51. Не существует метаязыка, который нельзя было бы дезавуировать другим метаязыком. Эта дезавуация – один из жестов филологии.

52. «[он бы смог] лишь / бормотать, бормотать, ну, да ну / же… же. // („Паллакш. Паллакш“.)»[31] – Чем отвечает на эти стихи Целана филология? Тем, что она отвергает любые попытки измерить их языковой нормой, которая в них распадается. Тем, что и в психиатрическом диагнозе, находящем в них афатическое расстройство, видит расстройство языка. Тем, что идет по следам памяти о Гельдерлине, Бюхнере и других, вслушивается в их каденции, будто погружения в травмы, читает их как меморандум об ином роде человеческого языка – языка боли, говорящего, что он может лишь бормотать, но нарушающего свой собственный закон: не боли он дает язык, а самому языку причиняет боль. Боль языка, чем отвечает на нее филология? Тем, что чувствует ее как боль собственного языка? Тем, что по-другому повторяет боль другого? Делает и боль, и само другое другими? Позволяет ей сделать другим себя? Растворяет ее в себе? Но стихотворение не задает вопроса. Филология не дает ответа.

53. Язык не может стать объектом предикативных высказываний, поскольку и эти высказывания в таком случае должны были бы как принадлежать своему предмету, так и не принадлежать. Никакой троп не может охарактеризовать язык, не будучи вместе и тропом языка и не тропом. Каждое высказывание о языке и каждый троп в отношении него перечеркивают самих себя. То, что в языке называется «языком», – это ан-тропо-логическое событие как таковое.

Философии удалось справиться с этим затруднением, только когда в восемнадцатом веке было предположено, что в самом существе человека заложена нехватка определенности его существа и что его сущность [Essenz], таким образом, заключается в его экзистенции, а эту экзистенцию невозможно, в свою очередь, эссенциализировать. Филология может справиться с этим затруднением, только если придет к пониманию, что языковая экзистенция – это непоследовательное развитие событий, иными словами – движение, которое подчиняется логике высказываний и логике тропов, только лишая силы как одну, так и другую. Она – ан-тропология, а не антропо-логия.

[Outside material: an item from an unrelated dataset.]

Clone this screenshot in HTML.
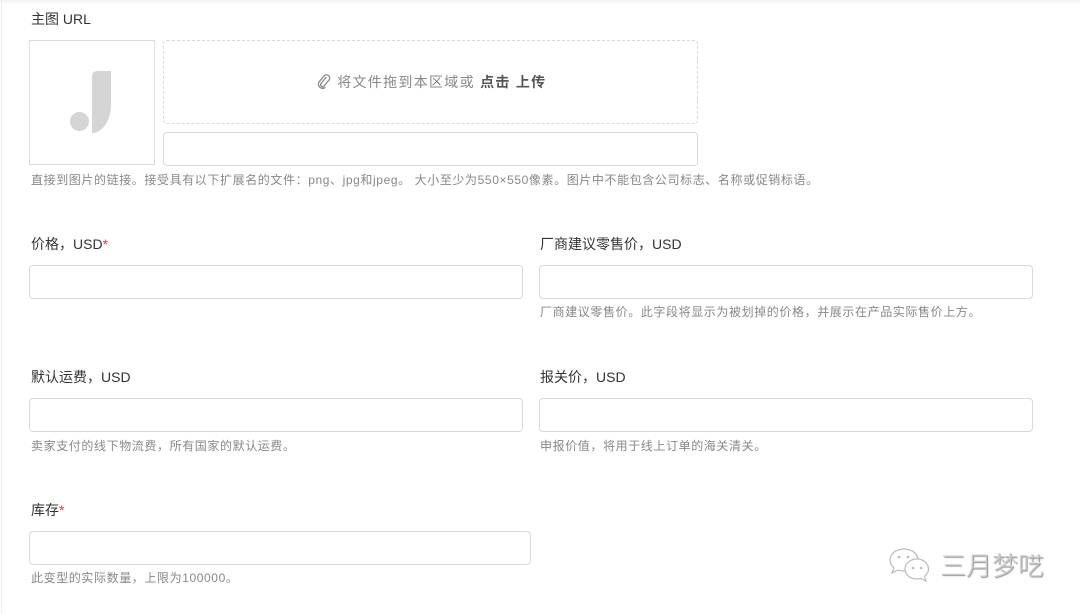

54. Когда Роман Якобсон противопоставляет «поэтическую функцию» как субституцию по оси эквивалентностей другой – хочется сказать, прозаической – функции, которая реализуется комбинациями по оси ассоциаций [Kontinguitäten][32], геометрия их соотношения подразумевает, что обе оси пересекаются в нулевой точке, где они следуют и логике субституции, и логике ассоциации, и поэтической, и прозаической функциям – и одновременно не следуют ни той ни другой. Риторика метафоры и метонимии, на весь последующий век потребовавшая филологической работы в поэтологических, антропологических и психоаналитических штудиях, опирается на зеро-риторику с зеро-функцией, о которой даже фигура прозопопеи не может предоставить отчета, поскольку прозопопея состоит в полагании, а не в его отсутствии[33]. Зеро-риторикой была бы такая, которая в системе координат, состоящей из тропов, помечала бы пустую позицию [Leerstelle], точнее сказать – незаполненность позиций [Stellenleere], необходимую для самой возможности языка как такового. Только филология зеро могла бы быть origo[34] филологии.

55. Тогда как в философии речь может идти только о nihil negativum[35], от которого она старается отделить свои предметы, в филологии речь идет о таком nihil, которому должно быть еще подвергнуто любое отрицание, чтобы его можно было рассмотреть как языковое событие. Это ничто настолько не ничтожно, что его можно охарактеризовать как nihil donans[36]. Для филологии имеется [es gibt] не только «Имеется – язык»; в ней имеется и «Не имеется „Имеется – язык“». Это язык, который (себя) отдает [(sich) gibt], и тот, который (себя, это давание) отнимает.

56. У топосов тоже есть свое время. Филология, если она примет во внимание и разрастание тропов в барокко и романтизме, и истощение их в двадцатом веке, заметит, что осушение языка, с одной стороны, позволяет проступить наружу предикации как (идеологическому) центральному топосу, а с другой стороны, превращает зазор – интервал – путем умножения – в зазоры – и интервалы, которые нельзя ограничить рамками топоса; они держат открытым пространство атопии или утопии. Время пространства пропитывается временем расчищения пространства, расчищение пространства-времени – больше не предпосылка феноменальности, а уход в афеноменальное. И у времени есть время: оно анахронично.